The sensible thing to do at this stage would have been to tell the family about the broken bed. However, just the evening prior to the bed’s demise they had been complaining to me about a previous German volunteer who had broken everything she touched, including the bed. Still early in my stay at this point, and trying to establish my credentials as a considerate guest, I decided postpone telling the news by continuing to move the mattress to the floor each night.

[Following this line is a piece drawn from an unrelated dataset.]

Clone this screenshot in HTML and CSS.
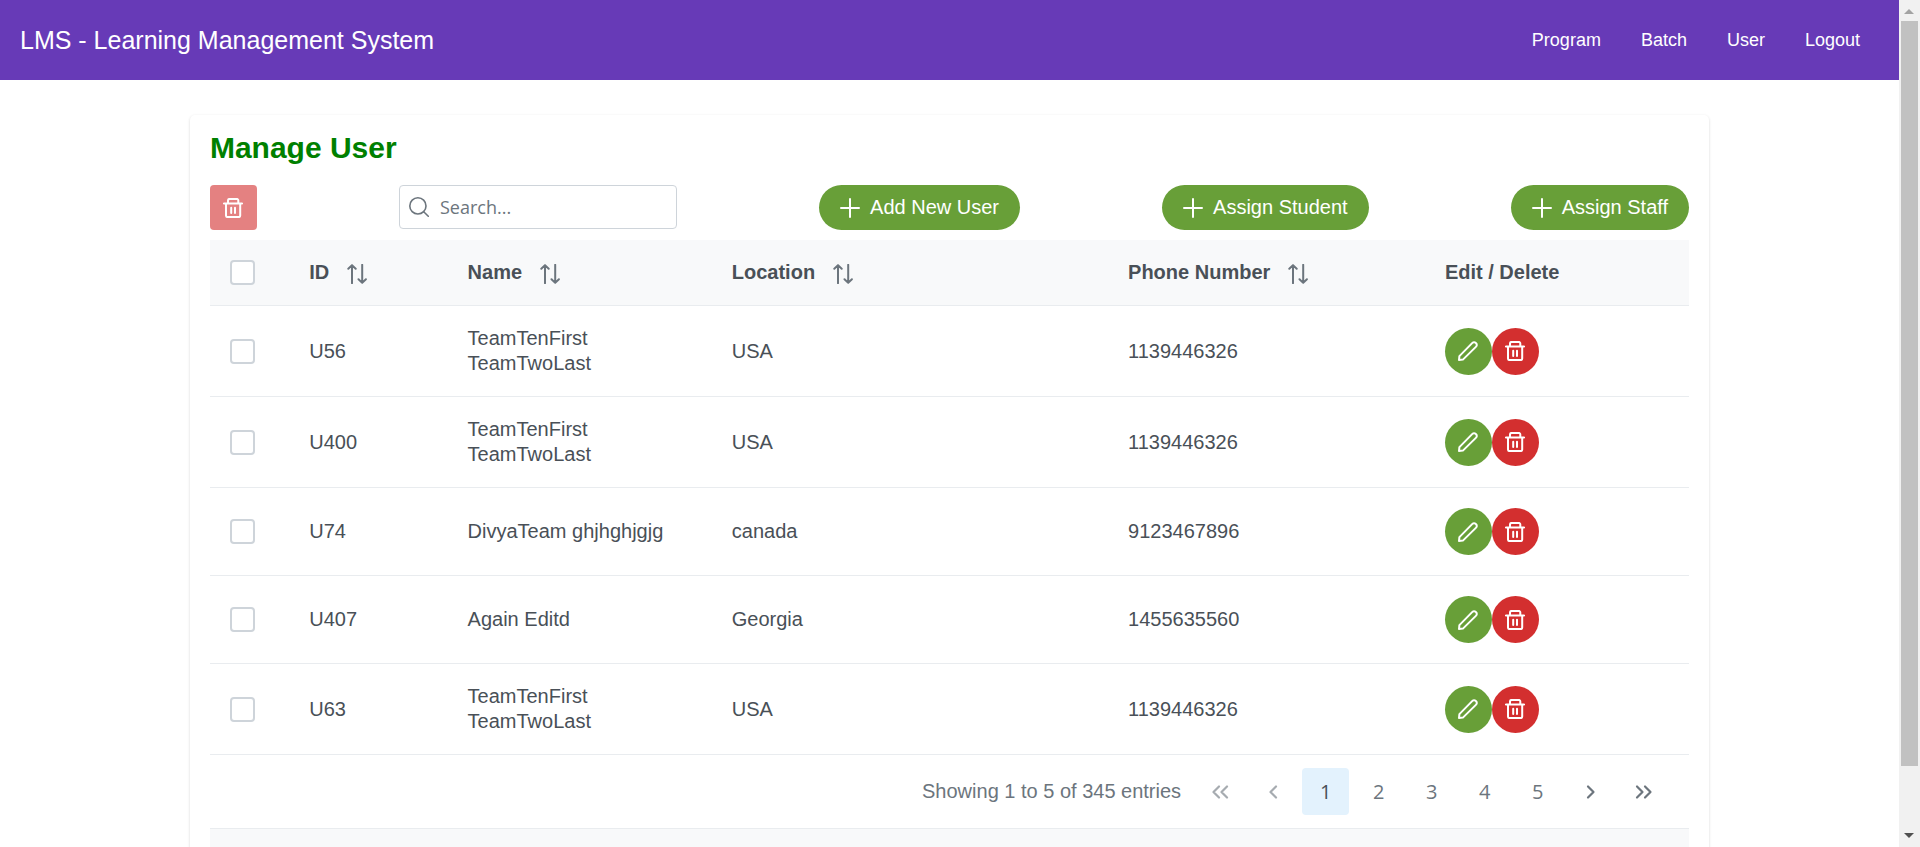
FILE: index.html
```html
<!DOCTYPE html>
<html lang="en">
<head>
<meta charset="utf-8">
<title>LMS - Learning Management System</title>
<link rel="stylesheet" href="styles.css">
</head>
<body>
<svg class="sprite" aria-hidden="true">
  <symbol id="trash" viewBox="0 0 20 20"><path d="M.9 5.500h18.200M5 5.300V2.600A1.700 1.700 0 0 1 6.700.9h6.900A1.700 1.700 0 0 1 15.300 2.600V5.300M3 5.500V17.400A1.700 1.700 0 0 0 4.700 19.100h10.800A1.700 1.700 0 0 0 17.200 17.400V5.500M8.200 9.700v5.300M12 9.700v5.300"/></symbol>
  <symbol id="pencil" viewBox="0 0 20 20"><path d="M1 19l.4-3.900L14.400 1.900a2.300 2.300 0 0 1 3.300 0l.4.4a2.300 2.300 0 0 1 0 3.300L4.900 18.600z"/></symbol>
  <symbol id="plus" viewBox="0 0 20 20"><path d="M10 1v18M1 10h18"/></symbol>
  <symbol id="search" viewBox="0 0 20 20"><circle cx="8.900" cy="8.900" r="8.100"/><path d="M14.700 14.700l4.600 4.600"/></symbol>
  <symbol id="sort" viewBox="0 0 20 20"><path d="M5 19.200V1.200M1.300 4.700L5 1.100l3.700 3.600M15.200.8V18.800M11.500 15.300l3.700 3.600 3.700-3.600"/></symbol>
  <symbol id="left" viewBox="0 0 20 20"><path d="M13 4.500L7.500 10l5.500 5.500"/></symbol>
  <symbol id="right" viewBox="0 0 20 20"><path d="M7 4.500l5.500 5.500L7 15.500"/></symbol>
  <symbol id="first" viewBox="0 0 20 20"><path d="M9 4.500L3.500 10 9 15.500M17 4.500L11.500 10l5.500 5.500"/></symbol>
  <symbol id="last" viewBox="0 0 20 20"><path d="M3 4.500L8.500 10 3 15.500M11 4.500l5.500 5.500-5.500 5.500"/></symbol>
</svg>
<div class="shell">
  <div class="page">
    <header class="topbar">
      <span class="brand">LMS - Learning Management System</span>
      <nav class="nav">
        <a href="#program">Program</a>
        <a href="#batch">Batch</a>
        <a href="#user">User</a>
        <a href="#logout">Logout</a>
      </nav>
    </header>
    <main class="card">
      <h1 class="title">Manage User</h1>
      <div class="toolbar">
        <button class="btn btn-delete" disabled aria-label="Delete selected"><svg class="icon"><use href="#trash"/></svg></button>
        <label class="search">
          <svg class="icon icon-thin"><use href="#search"/></svg>
          <input type="text" placeholder="Search..." aria-label="Search">
        </label>
        <button class="btn btn-add"><svg class="icon"><use href="#plus"/></svg>Add New User</button>
        <button class="btn btn-add"><svg class="icon"><use href="#plus"/></svg>Assign Student</button>
        <button class="btn btn-add"><svg class="icon"><use href="#plus"/></svg>Assign Staff</button>
      </div>
      <table class="table">
        <colgroup><col class="c-check"><col class="c-id"><col class="c-name"><col class="c-loc"><col class="c-phone"><col class="c-edit"></colgroup>
        <thead>
          <tr>
            <th><input class="check" type="checkbox" aria-label="Select all"></th>
            <th><span class="head">ID<svg class="icon sort"><use href="#sort"/></svg></span></th>
            <th><span class="head">Name<svg class="icon sort"><use href="#sort"/></svg></span></th>
            <th><span class="head">Location<svg class="icon sort"><use href="#sort"/></svg></span></th>
            <th><span class="head">Phone Number<svg class="icon sort"><use href="#sort"/></svg></span></th>
            <th>Edit / Delete</th>
          </tr>
        </thead>
        <tbody>
          <tr>
            <td><input class="check" type="checkbox" aria-label="Select U56"></td>
            <td>U56</td><td>TeamTenFirst TeamTwoLast</td><td>USA</td><td>1139446326</td>
            <td><div class="actions"><button class="round edit" aria-label="Edit"><svg class="icon"><use href="#pencil"/></svg></button><button class="round del" aria-label="Delete"><svg class="icon"><use href="#trash"/></svg></button></div></td>
          </tr>
          <tr>
            <td><input class="check" type="checkbox" aria-label="Select U400"></td>
            <td>U400</td><td>TeamTenFirst TeamTwoLast</td><td>USA</td><td>1139446326</td>
            <td><div class="actions"><button class="round edit" aria-label="Edit"><svg class="icon"><use href="#pencil"/></svg></button><button class="round del" aria-label="Delete"><svg class="icon"><use href="#trash"/></svg></button></div></td>
          </tr>
          <tr>
            <td><input class="check" type="checkbox" aria-label="Select U74"></td>
            <td>U74</td><td>DivyaTeam ghjhghjgjg</td><td>canada</td><td>9123467896</td>
            <td><div class="actions"><button class="round edit" aria-label="Edit"><svg class="icon"><use href="#pencil"/></svg></button><button class="round del" aria-label="Delete"><svg class="icon"><use href="#trash"/></svg></button></div></td>
          </tr>
          <tr>
            <td><input class="check" type="checkbox" aria-label="Select U407"></td>
            <td>U407</td><td>Again Editd</td><td>Georgia</td><td>1455635560</td>
            <td><div class="actions"><button class="round edit" aria-label="Edit"><svg class="icon"><use href="#pencil"/></svg></button><button class="round del" aria-label="Delete"><svg class="icon"><use href="#trash"/></svg></button></div></td>
          </tr>
          <tr>
            <td><input class="check" type="checkbox" aria-label="Select U63"></td>
            <td>U63</td><td>TeamTenFirst TeamTwoLast</td><td>USA</td><td>1139446326</td>
            <td><div class="actions"><button class="round edit" aria-label="Edit"><svg class="icon"><use href="#pencil"/></svg></button><button class="round del" aria-label="Delete"><svg class="icon"><use href="#trash"/></svg></button></div></td>
          </tr>
        </tbody>
      </table>
      <div class="paginator">
        <span class="report">Showing 1 to 5 of 345 entries</span>
        <button class="pg" disabled aria-label="First page"><svg class="icon icon-bold"><use href="#first"/></svg></button>
        <button class="pg" disabled aria-label="Previous page"><svg class="icon icon-bold"><use href="#left"/></svg></button>
        <button class="pg active">1</button>
        <button class="pg">2</button>
        <button class="pg">3</button>
        <button class="pg">4</button>
        <button class="pg">5</button>
        <button class="pg" aria-label="Next page"><svg class="icon icon-bold"><use href="#right"/></svg></button>
        <button class="pg" aria-label="Last page"><svg class="icon icon-bold"><use href="#last"/></svg></button>
      </div>
      <div class="table-footer"></div>
    </main>
  </div>
  <div class="scrollbar" aria-hidden="true">
    <svg class="arrow arrow-up" viewBox="0 0 21 21"><path d="M5 14l5-5 5 5z"/></svg>
    <div class="track"><div class="thumb"></div></div>
    <svg class="arrow arrow-down" viewBox="0 0 21 21"><path d="M5 7l5 5 5-5z"/></svg>
  </div>
</div>
</body>
</html>
```
FILE: styles.css
```css
* { box-sizing: border-box; }

body {
  margin: 0;
  background: #fff;
  color: #495057;
  font: 20px/25px "Liberation Sans", Arial, sans-serif;
}

button { border: 0; font: inherit; cursor: pointer; }

.sprite { display: none; }

.icon {
  width: 20px;
  height: 20px;
  flex: none;
  fill: none;
  stroke: currentColor;
  stroke-width: 2;
  stroke-linecap: round;
  stroke-linejoin: round;
}
.icon-thin { stroke-width: 1.6; }
.icon-bold { stroke-width: 2.2; }

.shell {
  display: grid;
  grid-template-columns: 1fr 21px;
  height: 100vh;
}
.page { min-width: 0; overflow: hidden; }

.topbar {
  display: flex;
  align-items: center;
  justify-content: space-between;
  height: 80px;
  padding: 0 39px 0 20px;
  background: #673ab7;
  color: #fff;
}
.brand { font-size: 25px; line-height: 40px; }
.nav { display: flex; gap: 40px; font-size: 18px; }
.nav a { color: inherit; text-decoration: none; }

.card {
  width: 80%;
  margin: 35px auto;
  padding: 16px 20px;
  border-radius: 5px;
  box-shadow: 0 1px 3px rgba(0, 0, 0, .16);
}
.title {
  margin: 0 0 20px;
  color: #008000;
  font-size: 30px;
  line-height: 34px;
}

.toolbar {
  display: flex;
  align-items: flex-start;
  justify-content: space-between;
  margin-bottom: 10px;
}
.btn {
  display: flex;
  align-items: center;
  justify-content: center;
  height: 45px;
  color: #fff;
}
.btn-delete {
  width: 47px;
  padding: 0;
  border-radius: 4px;
  background: #d32f2f;
  opacity: .6;
}
.btn-add {
  gap: 10px;
  padding: 0 21px;
  border-radius: 40px;
  background: #689f38;
}
.search {
  display: flex;
  align-items: center;
  gap: 11px;
  width: 278px;
  height: 44px;
  padding: 0 9px;
  border: 1px solid #ced4da;
  border-radius: 4px;
  color: #6c757d;
}
.search input {
  flex: 1;
  min-width: 0;
  padding: 0;
  border: 0;
  outline: 0;
  background: none;
  color: #495057;
  font: 18px/25px "Open Sans", "Noto Sans", sans-serif;
}
.search input::placeholder { color: #6c757d; opacity: 1; }

.table {
  width: 100%;
  table-layout: fixed;
  border-collapse: separate;
  border-spacing: 0;
}
.c-check { width: 5.36%; }
.c-id { width: 10.71%; }
.c-name { width: 17.86%; }
.c-loc { width: 26.79%; }
.c-phone { width: 21.42%; }
.c-edit { width: 17.86%; }
.table th,
.table td {
  padding: 20px;
  border-bottom: 1px solid #e9ecef;
  text-align: left;
  vertical-align: middle;
}
.table th { background: #f8f9fa; }
.head { display: flex; align-items: center; gap: 18px; }
.sort { color: #6c757d; margin-top: 4px; margin-bottom: 1px; }

.check {
  display: block;
  appearance: none;
  width: 25px;
  height: 25px;
  margin: 0;
  border: 2px solid #ced4da;
  border-radius: 4px;
  background: #fff;
}

.actions { display: flex; }
.round {
  display: flex;
  align-items: center;
  justify-content: center;
  width: 47px;
  height: 47px;
  padding: 0;
  border-radius: 50%;
  color: #fff;
}
.edit { background: #689f38; }
.del { background: #d32f2f; }

.paginator {
  display: flex;
  align-items: center;
  justify-content: flex-end;
  gap: 6px;
  padding: 13px 22px;
  border-bottom: 1px solid #e9ecef;
  color: #6c757d;
}
.report { margin-right: 9px; }
.pg {
  display: flex;
  align-items: center;
  justify-content: center;
  width: 47px;
  height: 47px;
  padding: 0;
  border-radius: 4px;
  background: none;
  color: #6c757d;
  font-family: "Open Sans", "Noto Sans", sans-serif;
}
.pg:disabled { opacity: .6; }
.pg.active { background: #e3f2fd; color: #495057; }

.table-footer { padding: 33px; background: #f8f9fa; }

.scrollbar {
  display: flex;
  flex-direction: column;
  background: #f1f1f1;
}
.arrow { display: block; width: 21px; height: 21px; }
.arrow-up { fill: #a3a3a3; }
.arrow-down { fill: #505050; }
.track { flex: 1; padding: 0 2px; }
.thumb { height: 92.5%; background: #c1c1c1; }
```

Days became weeks and soon enough it was time to leave and I still hadn’t told them that the bed was broken. I considered my options. I could do the mature thing and tell them, offering to make a financial contribution for the repair that would have been inconsequential to me but they probably would have refused anyway. I could just not tell them. Or, ingeniously, I could pin the blame on three-year-old Abi who liked to explore my room and had a well-merited reputation for breaking things, coolly reasoning that she was probably young enough to forget quite quickly about the inevitable and unmerited beating. After discussing the situation with other volunteers over a few beers a conclusion was reached: in life honesty is always the best policy, unless you’re having an affair or you’re broken someone’s bed. So I did nothing. The next volunteer to arrive in the house, perhaps a nervous, homesick, jet-lagged teenager, would probably sit on the bed minutes after arriving only for it to collapse into an array of splinters beneath them. Oh well, at least I wouldn't get the blame, and that's all that matters.